Report only the number of lines in this material that include the string "React".

> DATASET EXCERPT:
──────────

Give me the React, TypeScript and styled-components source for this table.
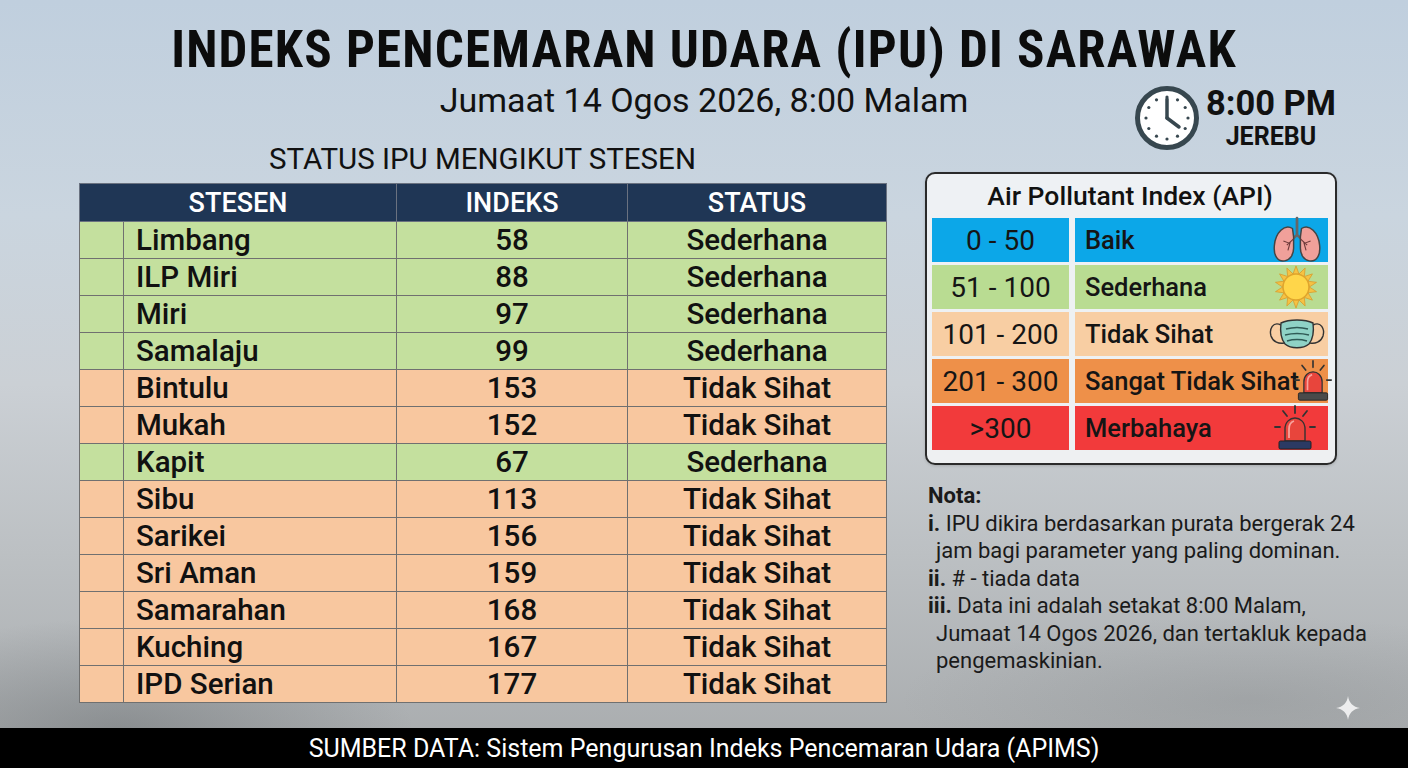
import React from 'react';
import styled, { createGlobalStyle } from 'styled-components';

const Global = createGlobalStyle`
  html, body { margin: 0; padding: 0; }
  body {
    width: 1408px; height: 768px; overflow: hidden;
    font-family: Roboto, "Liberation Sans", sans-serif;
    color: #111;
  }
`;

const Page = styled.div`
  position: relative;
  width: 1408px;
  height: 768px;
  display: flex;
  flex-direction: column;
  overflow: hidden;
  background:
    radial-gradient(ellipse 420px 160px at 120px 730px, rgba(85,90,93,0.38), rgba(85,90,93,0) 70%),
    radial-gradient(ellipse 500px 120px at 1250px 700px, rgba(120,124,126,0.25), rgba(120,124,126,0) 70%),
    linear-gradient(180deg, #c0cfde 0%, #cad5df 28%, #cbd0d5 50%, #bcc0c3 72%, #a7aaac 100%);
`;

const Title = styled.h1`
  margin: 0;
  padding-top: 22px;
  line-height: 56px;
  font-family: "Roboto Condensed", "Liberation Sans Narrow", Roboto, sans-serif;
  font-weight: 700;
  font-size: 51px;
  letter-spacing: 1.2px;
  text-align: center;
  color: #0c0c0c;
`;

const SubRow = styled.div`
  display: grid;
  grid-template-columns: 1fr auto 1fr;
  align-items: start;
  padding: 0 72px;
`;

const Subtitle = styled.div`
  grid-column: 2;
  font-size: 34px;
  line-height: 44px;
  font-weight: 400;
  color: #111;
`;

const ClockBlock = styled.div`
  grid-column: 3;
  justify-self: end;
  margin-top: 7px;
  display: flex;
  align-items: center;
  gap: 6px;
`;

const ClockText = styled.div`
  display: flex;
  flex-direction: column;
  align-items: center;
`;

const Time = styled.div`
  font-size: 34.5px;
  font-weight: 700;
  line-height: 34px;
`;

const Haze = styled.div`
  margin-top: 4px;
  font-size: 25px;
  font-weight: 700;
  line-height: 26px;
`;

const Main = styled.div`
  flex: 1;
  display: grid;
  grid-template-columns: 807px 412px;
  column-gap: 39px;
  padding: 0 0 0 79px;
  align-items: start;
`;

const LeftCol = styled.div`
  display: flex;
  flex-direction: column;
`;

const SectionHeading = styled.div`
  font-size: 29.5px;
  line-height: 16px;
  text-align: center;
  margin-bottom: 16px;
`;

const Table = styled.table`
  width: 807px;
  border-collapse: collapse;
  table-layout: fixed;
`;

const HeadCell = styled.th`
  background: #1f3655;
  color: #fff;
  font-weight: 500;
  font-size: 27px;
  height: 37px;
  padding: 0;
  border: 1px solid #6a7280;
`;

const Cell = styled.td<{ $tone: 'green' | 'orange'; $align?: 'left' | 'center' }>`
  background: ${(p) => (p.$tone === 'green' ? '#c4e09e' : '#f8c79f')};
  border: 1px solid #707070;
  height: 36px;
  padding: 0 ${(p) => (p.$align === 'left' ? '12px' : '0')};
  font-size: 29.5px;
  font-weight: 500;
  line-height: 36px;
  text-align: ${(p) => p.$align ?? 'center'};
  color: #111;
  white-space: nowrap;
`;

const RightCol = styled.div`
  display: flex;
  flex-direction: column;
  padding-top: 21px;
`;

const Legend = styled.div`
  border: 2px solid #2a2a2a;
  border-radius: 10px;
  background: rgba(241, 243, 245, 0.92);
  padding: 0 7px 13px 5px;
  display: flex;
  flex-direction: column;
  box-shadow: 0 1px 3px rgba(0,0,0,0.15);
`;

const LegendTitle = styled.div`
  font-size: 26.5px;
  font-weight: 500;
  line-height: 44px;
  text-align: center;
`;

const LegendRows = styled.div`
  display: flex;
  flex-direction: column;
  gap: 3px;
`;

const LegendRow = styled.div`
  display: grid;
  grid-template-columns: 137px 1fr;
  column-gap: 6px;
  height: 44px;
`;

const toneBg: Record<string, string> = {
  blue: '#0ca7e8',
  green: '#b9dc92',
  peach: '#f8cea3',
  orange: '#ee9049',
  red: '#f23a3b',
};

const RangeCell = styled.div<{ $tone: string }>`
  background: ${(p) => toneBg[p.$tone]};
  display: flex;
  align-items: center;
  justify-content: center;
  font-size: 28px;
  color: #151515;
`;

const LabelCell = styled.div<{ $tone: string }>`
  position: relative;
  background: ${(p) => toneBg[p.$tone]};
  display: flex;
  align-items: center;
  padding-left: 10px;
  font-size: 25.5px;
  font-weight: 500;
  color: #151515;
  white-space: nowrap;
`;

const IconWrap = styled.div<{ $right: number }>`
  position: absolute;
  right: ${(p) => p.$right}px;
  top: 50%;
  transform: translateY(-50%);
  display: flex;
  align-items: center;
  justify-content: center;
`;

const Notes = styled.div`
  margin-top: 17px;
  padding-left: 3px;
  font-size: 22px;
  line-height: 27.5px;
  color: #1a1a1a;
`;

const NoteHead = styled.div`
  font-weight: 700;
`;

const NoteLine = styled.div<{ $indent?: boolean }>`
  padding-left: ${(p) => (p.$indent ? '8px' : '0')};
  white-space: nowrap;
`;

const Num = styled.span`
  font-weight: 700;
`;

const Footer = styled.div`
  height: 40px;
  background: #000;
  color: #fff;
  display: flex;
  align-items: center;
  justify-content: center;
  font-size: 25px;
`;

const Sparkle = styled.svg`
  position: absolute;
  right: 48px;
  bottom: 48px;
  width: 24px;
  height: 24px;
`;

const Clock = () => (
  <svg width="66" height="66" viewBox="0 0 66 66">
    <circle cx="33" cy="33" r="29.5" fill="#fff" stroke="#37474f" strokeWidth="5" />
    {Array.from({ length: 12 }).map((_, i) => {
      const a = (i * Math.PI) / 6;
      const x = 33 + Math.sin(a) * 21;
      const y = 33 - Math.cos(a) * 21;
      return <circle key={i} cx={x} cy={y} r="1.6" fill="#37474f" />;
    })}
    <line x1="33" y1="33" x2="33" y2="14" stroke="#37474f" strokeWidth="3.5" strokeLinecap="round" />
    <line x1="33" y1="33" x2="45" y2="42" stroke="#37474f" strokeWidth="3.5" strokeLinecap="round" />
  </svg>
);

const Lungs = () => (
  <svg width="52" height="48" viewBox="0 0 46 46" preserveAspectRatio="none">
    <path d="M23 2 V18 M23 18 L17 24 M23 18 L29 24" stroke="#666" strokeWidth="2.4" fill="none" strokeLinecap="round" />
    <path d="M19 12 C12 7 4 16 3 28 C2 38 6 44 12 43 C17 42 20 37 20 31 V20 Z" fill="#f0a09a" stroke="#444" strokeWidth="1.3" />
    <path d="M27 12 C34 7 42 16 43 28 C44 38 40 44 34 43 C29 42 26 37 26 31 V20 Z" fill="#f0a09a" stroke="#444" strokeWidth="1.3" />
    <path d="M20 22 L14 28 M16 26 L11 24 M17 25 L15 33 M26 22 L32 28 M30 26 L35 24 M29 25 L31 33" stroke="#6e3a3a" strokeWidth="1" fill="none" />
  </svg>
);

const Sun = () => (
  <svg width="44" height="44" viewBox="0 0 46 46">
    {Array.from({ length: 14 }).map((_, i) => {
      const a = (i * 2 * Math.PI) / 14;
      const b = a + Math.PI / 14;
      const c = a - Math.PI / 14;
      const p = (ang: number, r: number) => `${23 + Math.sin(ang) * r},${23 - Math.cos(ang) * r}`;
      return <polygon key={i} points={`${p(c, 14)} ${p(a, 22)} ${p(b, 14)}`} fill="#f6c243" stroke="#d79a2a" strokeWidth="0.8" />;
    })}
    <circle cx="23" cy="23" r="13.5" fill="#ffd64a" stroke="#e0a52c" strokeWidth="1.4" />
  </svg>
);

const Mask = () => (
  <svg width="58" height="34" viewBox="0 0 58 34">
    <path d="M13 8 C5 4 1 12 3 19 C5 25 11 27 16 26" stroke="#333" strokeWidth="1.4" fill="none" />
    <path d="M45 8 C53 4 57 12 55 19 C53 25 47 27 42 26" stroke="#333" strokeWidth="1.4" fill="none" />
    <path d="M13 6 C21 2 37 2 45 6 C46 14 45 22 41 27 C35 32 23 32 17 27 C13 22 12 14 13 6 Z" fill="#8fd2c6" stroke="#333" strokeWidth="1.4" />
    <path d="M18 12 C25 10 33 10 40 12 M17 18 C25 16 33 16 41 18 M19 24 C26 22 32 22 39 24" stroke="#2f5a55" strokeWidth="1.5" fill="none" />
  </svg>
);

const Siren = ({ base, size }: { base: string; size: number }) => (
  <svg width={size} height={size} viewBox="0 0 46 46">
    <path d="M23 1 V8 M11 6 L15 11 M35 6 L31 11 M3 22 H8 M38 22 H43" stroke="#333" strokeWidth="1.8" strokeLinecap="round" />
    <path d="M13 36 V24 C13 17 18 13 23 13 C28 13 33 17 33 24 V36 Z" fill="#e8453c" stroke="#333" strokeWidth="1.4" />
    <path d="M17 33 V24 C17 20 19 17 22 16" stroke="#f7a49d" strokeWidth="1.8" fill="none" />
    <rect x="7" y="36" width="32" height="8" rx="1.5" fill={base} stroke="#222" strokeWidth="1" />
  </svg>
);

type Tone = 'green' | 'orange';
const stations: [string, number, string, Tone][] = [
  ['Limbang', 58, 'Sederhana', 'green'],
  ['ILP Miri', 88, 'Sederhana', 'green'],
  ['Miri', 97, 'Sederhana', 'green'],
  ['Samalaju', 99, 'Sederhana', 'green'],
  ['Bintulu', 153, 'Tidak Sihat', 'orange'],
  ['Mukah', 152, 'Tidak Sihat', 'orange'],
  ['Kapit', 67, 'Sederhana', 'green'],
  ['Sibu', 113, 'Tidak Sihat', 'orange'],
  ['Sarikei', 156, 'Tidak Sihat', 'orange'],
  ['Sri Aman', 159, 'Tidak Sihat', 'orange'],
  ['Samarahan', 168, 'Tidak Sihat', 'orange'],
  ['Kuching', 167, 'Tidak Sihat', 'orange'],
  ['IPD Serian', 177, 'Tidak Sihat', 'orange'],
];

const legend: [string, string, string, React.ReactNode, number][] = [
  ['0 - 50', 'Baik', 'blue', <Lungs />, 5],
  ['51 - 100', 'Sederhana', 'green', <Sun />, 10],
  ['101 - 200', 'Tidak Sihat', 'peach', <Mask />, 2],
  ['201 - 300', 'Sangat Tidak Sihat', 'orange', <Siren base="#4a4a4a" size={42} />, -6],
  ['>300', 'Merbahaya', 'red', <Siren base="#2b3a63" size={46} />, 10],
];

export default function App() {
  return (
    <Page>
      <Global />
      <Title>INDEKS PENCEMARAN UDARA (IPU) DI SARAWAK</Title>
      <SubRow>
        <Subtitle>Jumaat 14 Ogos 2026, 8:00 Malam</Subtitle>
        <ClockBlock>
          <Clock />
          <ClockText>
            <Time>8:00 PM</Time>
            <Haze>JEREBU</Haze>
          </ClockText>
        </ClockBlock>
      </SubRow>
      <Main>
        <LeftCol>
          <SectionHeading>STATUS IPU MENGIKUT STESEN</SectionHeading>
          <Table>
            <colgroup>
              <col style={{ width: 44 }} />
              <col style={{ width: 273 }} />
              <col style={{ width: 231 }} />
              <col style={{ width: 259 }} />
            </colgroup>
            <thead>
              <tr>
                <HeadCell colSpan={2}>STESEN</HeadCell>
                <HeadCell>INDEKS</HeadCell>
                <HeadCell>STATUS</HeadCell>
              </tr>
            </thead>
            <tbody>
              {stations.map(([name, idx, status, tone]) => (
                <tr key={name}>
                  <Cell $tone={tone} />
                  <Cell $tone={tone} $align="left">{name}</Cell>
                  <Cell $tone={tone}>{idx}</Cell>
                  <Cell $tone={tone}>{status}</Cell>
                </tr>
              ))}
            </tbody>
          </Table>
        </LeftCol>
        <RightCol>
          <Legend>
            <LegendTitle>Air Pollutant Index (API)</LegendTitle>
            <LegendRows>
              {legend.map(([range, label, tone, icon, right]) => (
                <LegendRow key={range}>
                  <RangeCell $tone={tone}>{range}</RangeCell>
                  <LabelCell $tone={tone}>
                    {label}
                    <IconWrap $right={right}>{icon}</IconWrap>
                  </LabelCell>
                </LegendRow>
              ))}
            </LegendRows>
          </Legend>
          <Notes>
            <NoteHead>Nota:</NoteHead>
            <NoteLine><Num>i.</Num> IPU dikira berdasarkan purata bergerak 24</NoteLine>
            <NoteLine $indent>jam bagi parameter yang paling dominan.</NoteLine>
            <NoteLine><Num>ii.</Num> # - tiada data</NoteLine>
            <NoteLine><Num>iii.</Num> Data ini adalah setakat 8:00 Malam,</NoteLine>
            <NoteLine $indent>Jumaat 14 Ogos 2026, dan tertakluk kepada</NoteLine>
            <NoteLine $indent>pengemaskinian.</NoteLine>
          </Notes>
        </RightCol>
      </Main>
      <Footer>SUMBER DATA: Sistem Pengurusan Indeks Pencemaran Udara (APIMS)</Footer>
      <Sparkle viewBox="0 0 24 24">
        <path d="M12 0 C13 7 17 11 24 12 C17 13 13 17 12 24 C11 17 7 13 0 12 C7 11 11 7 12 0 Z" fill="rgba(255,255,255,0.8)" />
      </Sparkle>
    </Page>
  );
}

──────────

> RESPONSE TO THIS EXERCISE: 3